## begin Records to use
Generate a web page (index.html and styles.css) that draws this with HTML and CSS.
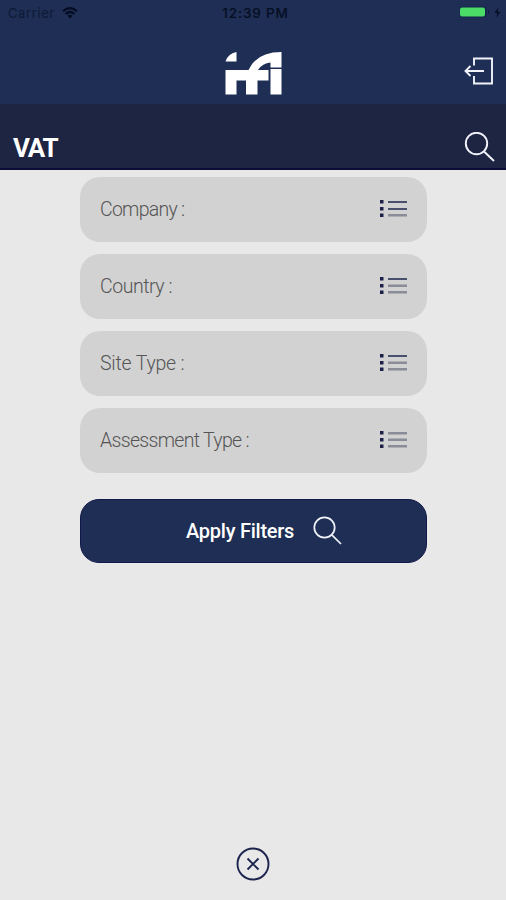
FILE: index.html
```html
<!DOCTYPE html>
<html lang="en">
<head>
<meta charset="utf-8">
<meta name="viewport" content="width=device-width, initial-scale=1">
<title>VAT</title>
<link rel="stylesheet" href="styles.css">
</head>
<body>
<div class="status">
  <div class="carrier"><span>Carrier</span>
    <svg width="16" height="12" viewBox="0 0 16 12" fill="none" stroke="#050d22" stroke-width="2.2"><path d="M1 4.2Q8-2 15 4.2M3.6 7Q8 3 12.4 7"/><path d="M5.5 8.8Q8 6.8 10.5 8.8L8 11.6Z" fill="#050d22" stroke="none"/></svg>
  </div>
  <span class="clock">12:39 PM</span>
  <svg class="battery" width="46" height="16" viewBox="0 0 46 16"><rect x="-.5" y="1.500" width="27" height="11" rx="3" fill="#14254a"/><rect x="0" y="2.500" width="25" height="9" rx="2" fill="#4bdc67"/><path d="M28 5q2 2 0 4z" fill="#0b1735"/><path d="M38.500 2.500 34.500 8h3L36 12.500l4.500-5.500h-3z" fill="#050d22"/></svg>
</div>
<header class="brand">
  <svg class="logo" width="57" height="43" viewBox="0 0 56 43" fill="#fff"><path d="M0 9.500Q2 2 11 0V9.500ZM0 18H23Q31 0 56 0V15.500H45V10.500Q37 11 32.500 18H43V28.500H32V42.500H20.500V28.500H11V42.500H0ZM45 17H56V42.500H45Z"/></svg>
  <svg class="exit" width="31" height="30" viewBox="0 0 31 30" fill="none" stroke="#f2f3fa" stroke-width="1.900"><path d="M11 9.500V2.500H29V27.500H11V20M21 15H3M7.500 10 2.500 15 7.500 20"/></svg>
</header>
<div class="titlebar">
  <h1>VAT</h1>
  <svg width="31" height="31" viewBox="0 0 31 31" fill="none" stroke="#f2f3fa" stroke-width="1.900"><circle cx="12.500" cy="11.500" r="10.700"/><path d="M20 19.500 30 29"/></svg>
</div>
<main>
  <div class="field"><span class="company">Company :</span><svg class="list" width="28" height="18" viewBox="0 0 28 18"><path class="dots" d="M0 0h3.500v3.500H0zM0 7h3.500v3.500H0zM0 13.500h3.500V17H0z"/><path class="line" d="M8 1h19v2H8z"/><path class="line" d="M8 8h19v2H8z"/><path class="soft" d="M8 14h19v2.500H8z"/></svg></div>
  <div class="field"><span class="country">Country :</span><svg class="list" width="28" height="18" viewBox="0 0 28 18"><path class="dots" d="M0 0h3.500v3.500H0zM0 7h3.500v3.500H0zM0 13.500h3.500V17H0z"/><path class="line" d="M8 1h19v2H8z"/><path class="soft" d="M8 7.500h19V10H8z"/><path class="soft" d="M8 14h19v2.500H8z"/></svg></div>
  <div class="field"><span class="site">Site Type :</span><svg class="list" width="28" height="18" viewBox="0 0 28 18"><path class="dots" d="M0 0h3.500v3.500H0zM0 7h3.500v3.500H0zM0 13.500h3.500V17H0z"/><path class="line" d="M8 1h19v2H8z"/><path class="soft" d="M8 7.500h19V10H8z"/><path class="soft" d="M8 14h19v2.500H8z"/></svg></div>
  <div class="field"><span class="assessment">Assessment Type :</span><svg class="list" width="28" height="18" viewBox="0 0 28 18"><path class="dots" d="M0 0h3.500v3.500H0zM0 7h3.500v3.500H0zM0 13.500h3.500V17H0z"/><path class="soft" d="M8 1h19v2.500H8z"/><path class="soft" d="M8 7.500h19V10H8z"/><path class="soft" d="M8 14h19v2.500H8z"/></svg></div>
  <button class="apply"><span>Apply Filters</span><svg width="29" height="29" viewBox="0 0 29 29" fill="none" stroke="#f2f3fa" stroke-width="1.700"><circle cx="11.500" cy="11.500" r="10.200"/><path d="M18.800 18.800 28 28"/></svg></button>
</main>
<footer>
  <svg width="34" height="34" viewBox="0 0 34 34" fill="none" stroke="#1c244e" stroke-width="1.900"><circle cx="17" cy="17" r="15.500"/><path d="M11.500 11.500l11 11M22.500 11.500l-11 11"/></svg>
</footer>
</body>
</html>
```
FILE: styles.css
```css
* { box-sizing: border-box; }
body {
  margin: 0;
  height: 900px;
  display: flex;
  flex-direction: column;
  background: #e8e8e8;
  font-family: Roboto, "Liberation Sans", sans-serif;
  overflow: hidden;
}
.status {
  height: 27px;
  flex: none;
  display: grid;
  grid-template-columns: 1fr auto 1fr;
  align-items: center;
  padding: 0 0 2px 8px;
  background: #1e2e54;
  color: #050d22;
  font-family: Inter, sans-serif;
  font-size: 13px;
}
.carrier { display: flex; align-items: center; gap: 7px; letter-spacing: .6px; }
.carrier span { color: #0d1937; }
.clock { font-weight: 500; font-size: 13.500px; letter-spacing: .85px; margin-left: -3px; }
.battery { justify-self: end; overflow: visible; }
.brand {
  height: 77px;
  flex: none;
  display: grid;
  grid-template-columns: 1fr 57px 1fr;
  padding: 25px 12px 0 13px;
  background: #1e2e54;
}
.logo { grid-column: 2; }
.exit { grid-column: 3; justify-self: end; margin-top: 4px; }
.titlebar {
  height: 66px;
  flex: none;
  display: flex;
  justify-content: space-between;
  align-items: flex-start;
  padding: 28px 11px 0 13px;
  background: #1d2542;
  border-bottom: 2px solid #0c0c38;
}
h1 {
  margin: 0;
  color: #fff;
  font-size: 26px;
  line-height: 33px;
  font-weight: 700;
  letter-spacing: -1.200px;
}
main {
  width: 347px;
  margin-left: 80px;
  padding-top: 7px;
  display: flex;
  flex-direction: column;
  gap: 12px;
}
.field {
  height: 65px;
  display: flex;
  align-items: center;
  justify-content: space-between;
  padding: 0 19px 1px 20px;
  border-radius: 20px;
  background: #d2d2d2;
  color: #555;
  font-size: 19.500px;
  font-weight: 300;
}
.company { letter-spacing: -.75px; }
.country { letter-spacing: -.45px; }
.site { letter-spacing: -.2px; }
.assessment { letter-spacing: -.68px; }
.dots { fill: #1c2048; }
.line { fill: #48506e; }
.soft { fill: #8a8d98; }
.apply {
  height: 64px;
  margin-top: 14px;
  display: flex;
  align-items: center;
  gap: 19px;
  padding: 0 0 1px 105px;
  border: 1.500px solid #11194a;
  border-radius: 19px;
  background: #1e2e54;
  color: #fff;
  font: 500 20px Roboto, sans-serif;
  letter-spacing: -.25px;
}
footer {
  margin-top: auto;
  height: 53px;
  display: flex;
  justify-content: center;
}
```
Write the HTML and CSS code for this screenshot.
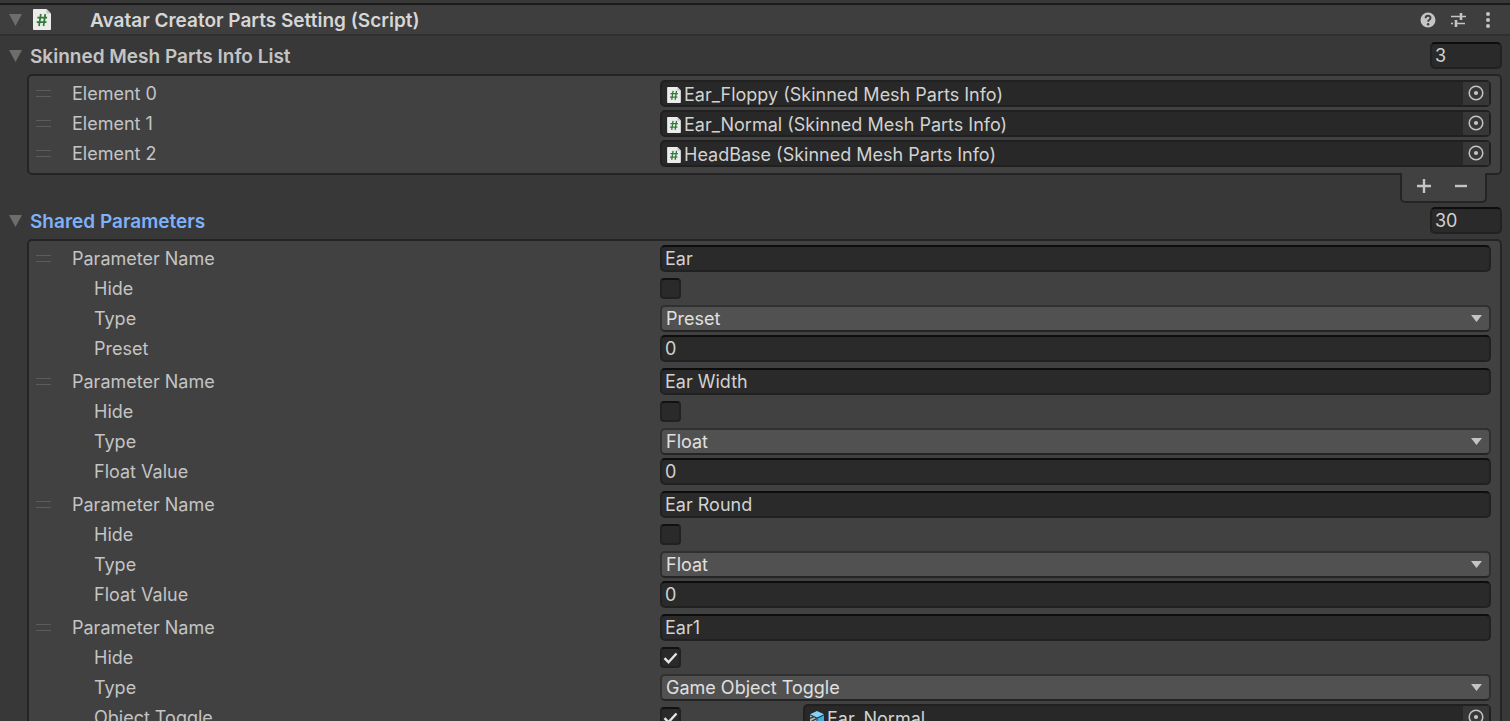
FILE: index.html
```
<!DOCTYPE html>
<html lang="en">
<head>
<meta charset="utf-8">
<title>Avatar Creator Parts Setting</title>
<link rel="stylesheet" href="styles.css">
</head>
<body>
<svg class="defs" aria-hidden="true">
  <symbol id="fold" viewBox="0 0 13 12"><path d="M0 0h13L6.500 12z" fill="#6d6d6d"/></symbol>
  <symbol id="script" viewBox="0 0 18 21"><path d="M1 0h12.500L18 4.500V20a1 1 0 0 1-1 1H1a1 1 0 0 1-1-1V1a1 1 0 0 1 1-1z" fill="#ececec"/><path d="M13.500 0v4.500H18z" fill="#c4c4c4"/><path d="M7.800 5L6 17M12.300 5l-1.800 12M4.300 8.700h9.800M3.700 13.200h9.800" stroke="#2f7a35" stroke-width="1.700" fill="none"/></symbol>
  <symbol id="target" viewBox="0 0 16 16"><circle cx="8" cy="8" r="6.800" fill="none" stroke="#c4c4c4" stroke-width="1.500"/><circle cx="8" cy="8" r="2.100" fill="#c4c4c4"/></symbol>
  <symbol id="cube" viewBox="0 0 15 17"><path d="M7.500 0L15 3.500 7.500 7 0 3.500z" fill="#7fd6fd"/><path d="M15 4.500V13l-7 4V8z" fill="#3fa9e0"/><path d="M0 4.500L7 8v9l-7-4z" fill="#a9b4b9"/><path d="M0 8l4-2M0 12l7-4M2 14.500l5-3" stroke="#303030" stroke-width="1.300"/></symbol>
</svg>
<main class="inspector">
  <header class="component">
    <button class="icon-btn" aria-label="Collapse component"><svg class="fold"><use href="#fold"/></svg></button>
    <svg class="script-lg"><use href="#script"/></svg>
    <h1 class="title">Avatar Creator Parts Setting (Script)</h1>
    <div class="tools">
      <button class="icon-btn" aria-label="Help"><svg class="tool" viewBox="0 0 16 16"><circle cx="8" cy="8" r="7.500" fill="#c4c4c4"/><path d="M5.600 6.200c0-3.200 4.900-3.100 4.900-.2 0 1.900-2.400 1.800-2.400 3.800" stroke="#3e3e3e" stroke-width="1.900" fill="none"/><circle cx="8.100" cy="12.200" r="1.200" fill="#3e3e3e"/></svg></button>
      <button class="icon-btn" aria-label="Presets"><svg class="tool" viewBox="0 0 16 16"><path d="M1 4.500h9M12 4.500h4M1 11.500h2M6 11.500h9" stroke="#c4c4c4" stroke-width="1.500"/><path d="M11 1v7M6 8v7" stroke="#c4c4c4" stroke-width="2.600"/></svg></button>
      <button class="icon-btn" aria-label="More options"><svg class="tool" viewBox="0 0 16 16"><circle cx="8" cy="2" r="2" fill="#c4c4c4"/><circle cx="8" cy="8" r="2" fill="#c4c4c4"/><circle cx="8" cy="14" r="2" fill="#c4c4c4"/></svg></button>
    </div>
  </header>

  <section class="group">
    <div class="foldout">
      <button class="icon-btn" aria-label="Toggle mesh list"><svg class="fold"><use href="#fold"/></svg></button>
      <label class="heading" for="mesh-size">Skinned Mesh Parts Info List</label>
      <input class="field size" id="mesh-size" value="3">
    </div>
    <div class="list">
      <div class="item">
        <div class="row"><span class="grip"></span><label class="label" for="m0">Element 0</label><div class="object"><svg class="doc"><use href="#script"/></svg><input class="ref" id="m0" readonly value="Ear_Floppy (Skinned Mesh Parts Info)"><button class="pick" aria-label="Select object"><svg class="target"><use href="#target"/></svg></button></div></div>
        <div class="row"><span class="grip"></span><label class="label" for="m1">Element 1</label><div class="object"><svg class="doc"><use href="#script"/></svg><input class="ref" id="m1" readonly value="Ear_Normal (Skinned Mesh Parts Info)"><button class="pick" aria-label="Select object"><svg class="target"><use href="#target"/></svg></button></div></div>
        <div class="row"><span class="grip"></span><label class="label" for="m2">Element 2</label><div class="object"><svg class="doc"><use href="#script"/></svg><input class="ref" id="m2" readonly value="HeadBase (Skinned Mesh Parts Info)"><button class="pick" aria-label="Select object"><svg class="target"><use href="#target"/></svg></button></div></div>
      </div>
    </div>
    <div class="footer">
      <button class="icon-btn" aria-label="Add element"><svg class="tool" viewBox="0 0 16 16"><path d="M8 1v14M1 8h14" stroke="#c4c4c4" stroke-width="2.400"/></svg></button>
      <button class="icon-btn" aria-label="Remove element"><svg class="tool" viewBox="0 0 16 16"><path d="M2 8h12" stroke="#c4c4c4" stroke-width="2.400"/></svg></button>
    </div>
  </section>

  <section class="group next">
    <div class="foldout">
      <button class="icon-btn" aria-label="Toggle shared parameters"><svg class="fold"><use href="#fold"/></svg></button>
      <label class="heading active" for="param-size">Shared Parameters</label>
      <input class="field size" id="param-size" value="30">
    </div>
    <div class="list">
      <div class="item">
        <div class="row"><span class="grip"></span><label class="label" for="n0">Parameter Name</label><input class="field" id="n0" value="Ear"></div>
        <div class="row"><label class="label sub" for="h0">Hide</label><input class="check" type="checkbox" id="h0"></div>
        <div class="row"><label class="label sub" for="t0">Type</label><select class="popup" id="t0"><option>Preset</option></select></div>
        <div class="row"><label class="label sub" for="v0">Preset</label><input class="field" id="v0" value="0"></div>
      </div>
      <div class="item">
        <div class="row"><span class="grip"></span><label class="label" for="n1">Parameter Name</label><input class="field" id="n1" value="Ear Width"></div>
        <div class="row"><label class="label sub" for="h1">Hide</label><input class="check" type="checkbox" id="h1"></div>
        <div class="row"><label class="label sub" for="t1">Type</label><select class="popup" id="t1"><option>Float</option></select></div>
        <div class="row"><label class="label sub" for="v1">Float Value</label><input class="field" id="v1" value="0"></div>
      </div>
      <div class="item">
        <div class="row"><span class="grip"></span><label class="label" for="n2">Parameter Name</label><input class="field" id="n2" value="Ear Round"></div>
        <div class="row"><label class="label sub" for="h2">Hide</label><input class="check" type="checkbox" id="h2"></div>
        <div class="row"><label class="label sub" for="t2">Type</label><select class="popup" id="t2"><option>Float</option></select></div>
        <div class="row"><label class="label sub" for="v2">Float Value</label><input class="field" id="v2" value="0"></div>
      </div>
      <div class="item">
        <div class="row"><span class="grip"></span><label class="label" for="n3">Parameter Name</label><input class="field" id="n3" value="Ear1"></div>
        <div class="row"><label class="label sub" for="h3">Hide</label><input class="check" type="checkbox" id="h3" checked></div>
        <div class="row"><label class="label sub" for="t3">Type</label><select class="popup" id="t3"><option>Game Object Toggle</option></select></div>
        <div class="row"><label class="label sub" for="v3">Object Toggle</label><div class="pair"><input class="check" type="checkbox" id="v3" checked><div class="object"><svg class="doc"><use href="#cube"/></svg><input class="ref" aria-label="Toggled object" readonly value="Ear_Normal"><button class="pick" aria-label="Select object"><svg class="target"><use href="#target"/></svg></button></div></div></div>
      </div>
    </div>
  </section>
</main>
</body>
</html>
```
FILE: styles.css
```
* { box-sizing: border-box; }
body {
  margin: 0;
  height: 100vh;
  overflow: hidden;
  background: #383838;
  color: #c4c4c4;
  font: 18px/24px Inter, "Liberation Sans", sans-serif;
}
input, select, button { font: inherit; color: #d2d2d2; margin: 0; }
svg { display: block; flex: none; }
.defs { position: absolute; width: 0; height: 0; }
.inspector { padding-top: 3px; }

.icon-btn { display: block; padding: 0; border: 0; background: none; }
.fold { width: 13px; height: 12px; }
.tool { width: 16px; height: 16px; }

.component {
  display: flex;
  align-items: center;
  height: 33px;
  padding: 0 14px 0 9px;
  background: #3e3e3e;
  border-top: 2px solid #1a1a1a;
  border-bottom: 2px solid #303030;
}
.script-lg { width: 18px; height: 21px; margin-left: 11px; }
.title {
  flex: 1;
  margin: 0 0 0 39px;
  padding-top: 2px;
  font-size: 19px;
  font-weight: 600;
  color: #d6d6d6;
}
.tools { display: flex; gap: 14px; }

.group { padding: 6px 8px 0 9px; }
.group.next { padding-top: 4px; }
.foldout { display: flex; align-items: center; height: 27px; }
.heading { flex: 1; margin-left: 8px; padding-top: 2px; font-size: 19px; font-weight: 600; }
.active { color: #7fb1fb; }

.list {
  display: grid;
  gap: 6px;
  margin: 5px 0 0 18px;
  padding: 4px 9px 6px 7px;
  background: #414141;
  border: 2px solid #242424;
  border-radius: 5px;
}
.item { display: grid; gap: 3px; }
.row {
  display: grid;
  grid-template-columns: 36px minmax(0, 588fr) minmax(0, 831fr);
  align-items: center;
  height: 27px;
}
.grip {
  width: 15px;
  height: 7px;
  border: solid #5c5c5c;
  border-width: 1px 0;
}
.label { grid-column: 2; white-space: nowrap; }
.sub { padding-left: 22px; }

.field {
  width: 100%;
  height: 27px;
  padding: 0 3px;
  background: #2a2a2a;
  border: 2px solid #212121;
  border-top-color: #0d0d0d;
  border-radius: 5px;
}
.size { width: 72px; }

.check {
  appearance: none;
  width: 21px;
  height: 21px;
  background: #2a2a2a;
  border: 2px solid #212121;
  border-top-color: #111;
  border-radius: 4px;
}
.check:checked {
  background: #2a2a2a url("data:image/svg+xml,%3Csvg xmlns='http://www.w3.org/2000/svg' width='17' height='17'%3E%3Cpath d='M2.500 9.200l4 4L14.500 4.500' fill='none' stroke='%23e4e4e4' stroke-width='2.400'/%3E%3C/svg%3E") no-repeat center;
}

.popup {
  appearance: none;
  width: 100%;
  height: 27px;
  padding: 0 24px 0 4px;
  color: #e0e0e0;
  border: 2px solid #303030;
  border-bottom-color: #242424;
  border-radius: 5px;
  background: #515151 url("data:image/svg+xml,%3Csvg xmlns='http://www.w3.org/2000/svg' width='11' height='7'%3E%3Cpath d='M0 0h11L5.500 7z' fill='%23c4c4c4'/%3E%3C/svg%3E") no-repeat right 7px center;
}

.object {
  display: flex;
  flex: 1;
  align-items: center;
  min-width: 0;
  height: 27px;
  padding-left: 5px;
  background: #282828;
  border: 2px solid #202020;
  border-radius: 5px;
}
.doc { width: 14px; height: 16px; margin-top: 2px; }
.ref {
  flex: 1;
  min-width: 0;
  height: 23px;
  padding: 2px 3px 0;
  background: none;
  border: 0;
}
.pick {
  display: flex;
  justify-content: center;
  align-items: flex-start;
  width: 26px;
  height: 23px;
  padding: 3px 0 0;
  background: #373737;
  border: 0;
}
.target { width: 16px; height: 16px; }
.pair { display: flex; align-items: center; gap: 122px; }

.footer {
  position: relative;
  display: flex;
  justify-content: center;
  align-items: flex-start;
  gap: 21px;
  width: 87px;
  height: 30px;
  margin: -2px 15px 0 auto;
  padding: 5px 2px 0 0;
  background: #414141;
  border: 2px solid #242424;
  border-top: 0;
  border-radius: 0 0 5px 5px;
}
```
## end Records to use
Goal. Go through the listing above and pull out each line containing the word "this".

Written response.
Generate a web page (index.html and styles.css) that draws this with HTML and CSS.
Write the HTML and CSS code for this screenshot.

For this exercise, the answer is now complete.